The present case is unusual in that Mr Germein elected not to appeal against the judgment of the single Judge within the 21 day time limit and the appeal that was instituted was instituted by the Attorney-General who was an intervener, rather than a party, in the action before the single Judge. Mr Germein filed a cross-appeal seeking the same orders as the Attorney-General on essentially the same grounds. The cross-appeal did not raise any additional grounds that succeeded on appeal.
The Attorney-General and Mr Germein had the same interest on appeal. They sought the same orders and relied on essentially the same contentions. To the extent that they succeeded on appeal, they succeeded on the very same contentions. To the very limited extent that either made a contention not made by the other, that contention was irrelevant to the determination of the appeal. It is true that the Attorney-General and Mr Germein had different motivations in pursuing the appeal: the Attorney-General’s motivation was the public interest and Mr Germein’s motivation was self-interest. However, the fact that they had different motivations does not detract from the fact that they had essentially the same interest.
Given that Mr Germein did not himself elect to appeal within the 21 day time limit and the Attorney-General did, it would have been open to him simply to allow the Attorney-General to prosecute the appeal and receive the benefit thereof. Conversely, given that the Attorney-General was an intervener rather than a party with a direct interest in the judicial review action, it would have been open to the Attorney-General to allow Mr Germein to prosecute the appeal.
Of course, each of the Attorney-General and Mr Germein had a right to participate fully in the prosecution of the appeal, but it does not follow that Dr Marmanidis should pay two sets of costs when the appeal could equally effectively have been prosecuted by the parties incurring only a single set of costs.
The second reason why it might not be appropriate that Dr Marmanidis pay the full costs of the appeal is that the Attorney-General and Mr Germein failed on several important and discrete issues on appeal. They included the issues:
·whether Mr Germein’s claim was for a “liquidated sum” within the meaning of rule 61(1)(a) of the Magistrates Court Rules 2013 (SA) (the Rules);
·whether his claim in respect of the hire car was for “other consequential loss” within the meaning of rule 61(1)(b) of the Rules;
·whether a claim for “incidental expenses” within the meaning of sub-rule 61(3) is subject to the requirements imposed by sub-rule 61(2) of the Rules to serve evidentiary material;
·whether Mr Germein was entitled to sign judgment in respect of the cost of the hire car;
·whether the Magistrate failed to consider irregularity of the default judgment in respect of the cost of the car hire;
·whether any such failure constituted jurisdictional error;
·whether the Magistrate addressed the wrong question in considering whether Dr Marmanidis established a reasonable excuse for not having complied with the Rules;
·whether the Magistrate ought to have found that a reasonable excuse was established; and
·whether the Magistrate ought to have set aside the judgment to the extent of the amount of the cost of the hire car.
The time devoted to these issues represented a substantial portion of the total time spent on appeal.
A third factor to be considered in relation to costs is the conduct of the parties.

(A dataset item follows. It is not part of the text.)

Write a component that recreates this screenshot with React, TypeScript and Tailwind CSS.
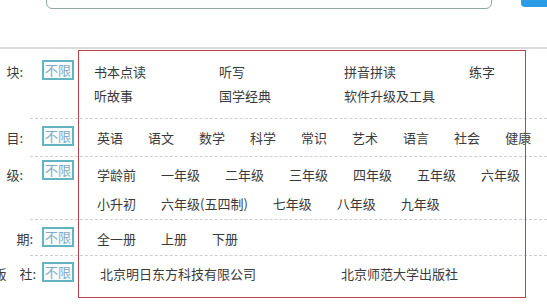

If costs on an appeal have been increased by misconduct by a party in or leading up to the appeal, the effect of such misconduct may be reflected in an appropriate costs order.[3] The Attorney-General contends that Dr Marmanidis engaged in inappropriate conduct by lodging irrelevant material and failing to certify the casebook. However, the conduct of Dr Marmanidis, who was not legally represented, cannot be characterised as misconduct which should be reflected in a different costs order to that which would otherwise be appropriate. In addition, in the overall scheme, taking into account that Dr Marmanidis made no oral submissions on the hearing of the appeal, it cannot be said that her conduct materially increased the costs incurred by the other parties.
[3] This is but a specific application of the more general principle that conduct by a party in, relating to or leading up to proceedings may be reflected in an appropriate costs order: see for example Bostock v Ramsey Urban District Council [1900] 2 QB 616 at 622 per A L Smith LJ; Anglo-Cyprian Trade Agencies Ltd v Paphos Wine Industries Ltd [1951] 1 All ER 873 at 874 per Devlin J; Verna Trading Pty Ltd v New India Assurance Co Ltd [1991] 1 VR 129 at 154-155 per Ormiston J.
In all of the circumstances, it is appropriate to order that Dr Marmanidis pay 50 per cent of the costs of appeal of each of the Attorney-General and Mr Germein.
Monies paid to the Sheriff
On 28 July 2016 the Magistrate ordered a stay of a warrant of sale of Dr Marmanidis’ house that the Sheriff was in the process of executing, on condition that she pay into court $14,769 representing the amount of the judgment debt plus interest and costs (including costs said to have been incurred by the Sheriff). Dr Marmanidis paid this sum to the Sheriff.
On 14 October 2016 this Court made an order (order 7) in the judicial review action that the monies held by the Sheriff not be paid out pending further order by this Court.
Now that the judicial review action has been dismissed, Mr Germein seeks an order that the monies held by the Sheriff and any interest thereon be paid to him. It is appropriate to discharge order 7 made on 14 October 2016 given the result of the judicial review action. However, it is not appropriate for this Court to make an order for payment of the monies held by the Sheriff: that is a matter for Mr Germein to take up with the Sheriff.
Conclusion
We make the following orders:
1The first respondent is to pay 50 per cent of the costs of appeal of each of the appellant and second respondent, such costs to be adjudicated if not agreed.
2Each party is to bear her and his own costs of action in the underlying action 1297 of 2016.
3Order 7 made in action 1297 of 2016 on 14 October 2016 is discharged.